WHAT IS NEEDED: Return the listing below verbatim. Pictures do not belong in the copy.

SOURCE DATA:
━━━━━━━━

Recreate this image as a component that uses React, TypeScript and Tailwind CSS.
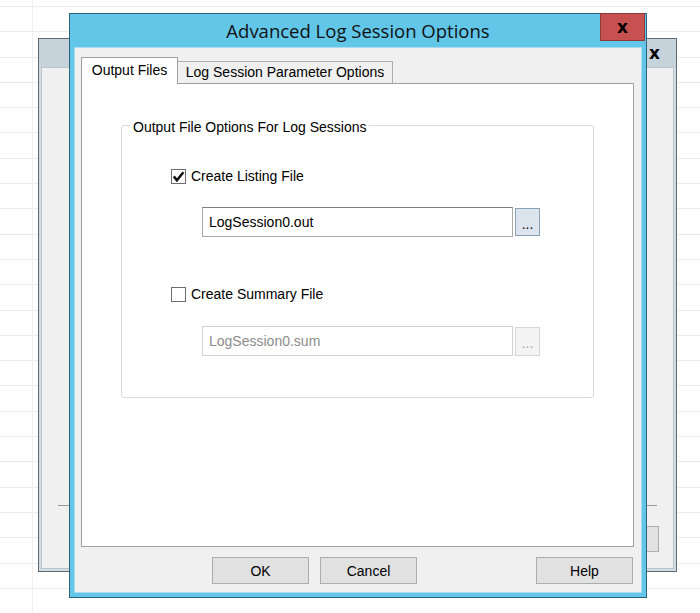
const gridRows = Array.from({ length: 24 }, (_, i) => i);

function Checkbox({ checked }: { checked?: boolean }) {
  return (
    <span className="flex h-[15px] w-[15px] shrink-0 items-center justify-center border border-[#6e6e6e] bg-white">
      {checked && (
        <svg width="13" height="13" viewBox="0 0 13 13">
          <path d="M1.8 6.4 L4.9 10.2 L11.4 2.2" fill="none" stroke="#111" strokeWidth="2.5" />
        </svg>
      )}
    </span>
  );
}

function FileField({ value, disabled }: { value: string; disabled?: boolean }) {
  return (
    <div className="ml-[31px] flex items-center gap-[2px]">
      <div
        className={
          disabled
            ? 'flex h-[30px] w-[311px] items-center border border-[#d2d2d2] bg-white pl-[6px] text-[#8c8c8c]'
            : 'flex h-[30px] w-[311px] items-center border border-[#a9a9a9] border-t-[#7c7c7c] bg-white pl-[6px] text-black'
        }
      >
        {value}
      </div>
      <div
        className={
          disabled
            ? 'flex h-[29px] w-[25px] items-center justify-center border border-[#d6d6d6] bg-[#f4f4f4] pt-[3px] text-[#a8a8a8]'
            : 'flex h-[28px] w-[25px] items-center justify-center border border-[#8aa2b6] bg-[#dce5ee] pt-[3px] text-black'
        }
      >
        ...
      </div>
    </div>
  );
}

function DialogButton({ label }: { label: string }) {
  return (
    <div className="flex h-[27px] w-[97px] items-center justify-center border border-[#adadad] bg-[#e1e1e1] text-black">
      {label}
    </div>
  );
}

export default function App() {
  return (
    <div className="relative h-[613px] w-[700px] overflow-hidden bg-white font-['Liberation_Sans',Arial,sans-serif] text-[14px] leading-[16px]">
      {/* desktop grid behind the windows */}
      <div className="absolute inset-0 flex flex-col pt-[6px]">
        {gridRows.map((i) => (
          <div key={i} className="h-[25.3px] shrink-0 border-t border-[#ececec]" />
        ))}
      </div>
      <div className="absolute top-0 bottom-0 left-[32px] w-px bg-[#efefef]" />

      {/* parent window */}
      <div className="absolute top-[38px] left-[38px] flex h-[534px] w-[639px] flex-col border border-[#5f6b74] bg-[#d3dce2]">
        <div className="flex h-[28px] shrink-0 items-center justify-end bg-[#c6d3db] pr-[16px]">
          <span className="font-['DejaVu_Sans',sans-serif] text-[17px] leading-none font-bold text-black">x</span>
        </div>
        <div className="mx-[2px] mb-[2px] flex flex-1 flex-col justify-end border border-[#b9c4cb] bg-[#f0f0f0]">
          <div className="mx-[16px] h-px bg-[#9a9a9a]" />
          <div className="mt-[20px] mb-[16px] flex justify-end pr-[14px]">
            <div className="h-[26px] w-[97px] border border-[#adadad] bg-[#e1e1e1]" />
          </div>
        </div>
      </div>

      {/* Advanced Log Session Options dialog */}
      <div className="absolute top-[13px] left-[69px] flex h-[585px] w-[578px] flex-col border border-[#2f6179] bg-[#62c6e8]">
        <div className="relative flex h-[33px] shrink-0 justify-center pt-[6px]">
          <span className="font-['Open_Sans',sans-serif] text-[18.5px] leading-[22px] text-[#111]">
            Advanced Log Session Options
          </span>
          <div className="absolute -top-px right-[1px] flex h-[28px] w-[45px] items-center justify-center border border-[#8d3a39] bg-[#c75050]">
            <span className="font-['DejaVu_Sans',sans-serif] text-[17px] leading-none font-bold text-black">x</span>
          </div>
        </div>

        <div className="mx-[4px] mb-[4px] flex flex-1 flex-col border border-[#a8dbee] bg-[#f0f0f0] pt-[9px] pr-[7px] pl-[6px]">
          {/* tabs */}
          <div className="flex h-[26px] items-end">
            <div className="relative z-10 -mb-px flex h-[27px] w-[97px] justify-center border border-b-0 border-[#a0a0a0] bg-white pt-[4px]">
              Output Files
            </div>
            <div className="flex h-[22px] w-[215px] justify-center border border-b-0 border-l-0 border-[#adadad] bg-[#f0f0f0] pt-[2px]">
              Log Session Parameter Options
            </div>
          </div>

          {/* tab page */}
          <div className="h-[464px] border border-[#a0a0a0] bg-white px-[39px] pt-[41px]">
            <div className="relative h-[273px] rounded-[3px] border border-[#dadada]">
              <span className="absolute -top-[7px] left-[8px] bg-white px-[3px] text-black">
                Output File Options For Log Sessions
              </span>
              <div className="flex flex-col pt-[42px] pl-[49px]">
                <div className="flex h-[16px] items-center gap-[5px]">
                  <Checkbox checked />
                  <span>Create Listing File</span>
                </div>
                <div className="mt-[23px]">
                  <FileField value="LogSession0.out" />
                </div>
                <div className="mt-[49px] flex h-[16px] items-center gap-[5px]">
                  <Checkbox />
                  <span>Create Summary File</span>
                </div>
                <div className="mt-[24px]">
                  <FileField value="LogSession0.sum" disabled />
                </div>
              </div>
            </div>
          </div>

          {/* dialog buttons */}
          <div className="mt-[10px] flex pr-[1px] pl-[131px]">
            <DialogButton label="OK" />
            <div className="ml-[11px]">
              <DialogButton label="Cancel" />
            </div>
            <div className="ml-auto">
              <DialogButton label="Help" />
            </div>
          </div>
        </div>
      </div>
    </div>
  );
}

━━━━━━━━

SOLUTION FOR THIS PROBLEM:
Recreate this image as a component that uses React, TypeScript and Tailwind CSS.
const gridRows = Array.from({ length: 24 }, (_, i) => i);

function Checkbox({ checked }: { checked?: boolean }) {
  return (
    <span className="flex h-[15px] w-[15px] shrink-0 items-center justify-center border border-[#6e6e6e] bg-white">
      {checked && (
        <svg width="13" height="13" viewBox="0 0 13 13">
          <path d="M1.8 6.4 L4.9 10.2 L11.4 2.2" fill="none" stroke="#111" strokeWidth="2.5" />
        </svg>
      )}
    </span>
  );
}

function FileField({ value, disabled }: { value: string; disabled?: boolean }) {
  return (
    <div className="ml-[31px] flex items-center gap-[2px]">
      <div
        className={
          disabled
            ? 'flex h-[30px] w-[311px] items-center border border-[#d2d2d2] bg-white pl-[6px] text-[#8c8c8c]'
            : 'flex h-[30px] w-[311px] items-center border border-[#a9a9a9] border-t-[#7c7c7c] bg-white pl-[6px] text-black'
        }
      >
        {value}
      </div>
      <div
        className={
          disabled
            ? 'flex h-[29px] w-[25px] items-center justify-center border border-[#d6d6d6] bg-[#f4f4f4] pt-[3px] text-[#a8a8a8]'
            : 'flex h-[28px] w-[25px] items-center justify-center border border-[#8aa2b6] bg-[#dce5ee] pt-[3px] text-black'
        }
      >
        ...
      </div>
    </div>
  );
}

function DialogButton({ label }: { label: string }) {
  return (
    <div className="flex h-[27px] w-[97px] items-center justify-center border border-[#adadad] bg-[#e1e1e1] text-black">
      {label}
    </div>
  );
}

export default function App() {
  return (
    <div className="relative h-[613px] w-[700px] overflow-hidden bg-white font-['Liberation_Sans',Arial,sans-serif] text-[14px] leading-[16px]">
      {/* desktop grid behind the windows */}
      <div className="absolute inset-0 flex flex-col pt-[6px]">
        {gridRows.map((i) => (
          <div key={i} className="h-[25.3px] shrink-0 border-t border-[#ececec]" />
        ))}
      </div>
      <div className="absolute top-0 bottom-0 left-[32px] w-px bg-[#efefef]" />

      {/* parent window */}
      <div className="absolute top-[38px] left-[38px] flex h-[534px] w-[639px] flex-col border border-[#5f6b74] bg-[#d3dce2]">
        <div className="flex h-[28px] shrink-0 items-center justify-end bg-[#c6d3db] pr-[16px]">
          <span className="font-['DejaVu_Sans',sans-serif] text-[17px] leading-none font-bold text-black">x</span>
        </div>
        <div className="mx-[2px] mb-[2px] flex flex-1 flex-col justify-end border border-[#b9c4cb] bg-[#f0f0f0]">
          <div className="mx-[16px] h-px bg-[#9a9a9a]" />
          <div className="mt-[20px] mb-[16px] flex justify-end pr-[14px]">
            <div className="h-[26px] w-[97px] border border-[#adadad] bg-[#e1e1e1]" />
          </div>
        </div>
      </div>

      {/* Advanced Log Session Options dialog */}
      <div className="absolute top-[13px] left-[69px] flex h-[585px] w-[578px] flex-col border border-[#2f6179] bg-[#62c6e8]">
        <div className="relative flex h-[33px] shrink-0 justify-center pt-[6px]">
          <span className="font-['Open_Sans',sans-serif] text-[18.5px] leading-[22px] text-[#111]">
            Advanced Log Session Options
          </span>
          <div className="absolute -top-px right-[1px] flex h-[28px] w-[45px] items-center justify-center border border-[#8d3a39] bg-[#c75050]">
            <span className="font-['DejaVu_Sans',sans-serif] text-[17px] leading-none font-bold text-black">x</span>
          </div>
        </div>

        <div className="mx-[4px] mb-[4px] flex flex-1 flex-col border border-[#a8dbee] bg-[#f0f0f0] pt-[9px] pr-[7px] pl-[6px]">
          {/* tabs */}
          <div className="flex h-[26px] items-end">
            <div className="relative z-10 -mb-px flex h-[27px] w-[97px] justify-center border border-b-0 border-[#a0a0a0] bg-white pt-[4px]">
              Output Files
            </div>
            <div className="flex h-[22px] w-[215px] justify-center border border-b-0 border-l-0 border-[#adadad] bg-[#f0f0f0] pt-[2px]">
              Log Session Parameter Options
            </div>
          </div>

          {/* tab page */}
          <div className="h-[464px] border border-[#a0a0a0] bg-white px-[39px] pt-[41px]">
            <div className="relative h-[273px] rounded-[3px] border border-[#dadada]">
              <span className="absolute -top-[7px] left-[8px] bg-white px-[3px] text-black">
                Output File Options For Log Sessions
              </span>
              <div className="flex flex-col pt-[42px] pl-[49px]">
                <div className="flex h-[16px] items-center gap-[5px]">
                  <Checkbox checked />
                  <span>Create Listing File</span>
                </div>
                <div className="mt-[23px]">
                  <FileField value="LogSession0.out" />
                </div>
                <div className="mt-[49px] flex h-[16px] items-center gap-[5px]">
                  <Checkbox />
                  <span>Create Summary File</span>
                </div>
                <div className="mt-[24px]">
                  <FileField value="LogSession0.sum" disabled />
                </div>
              </div>
            </div>
          </div>

          {/* dialog buttons */}
          <div className="mt-[10px] flex pr-[1px] pl-[131px]">
            <DialogButton label="OK" />
            <div className="ml-[11px]">
              <DialogButton label="Cancel" />
            </div>
            <div className="ml-auto">
              <DialogButton label="Help" />
            </div>
          </div>
        </div>
      </div>
    </div>
  );
}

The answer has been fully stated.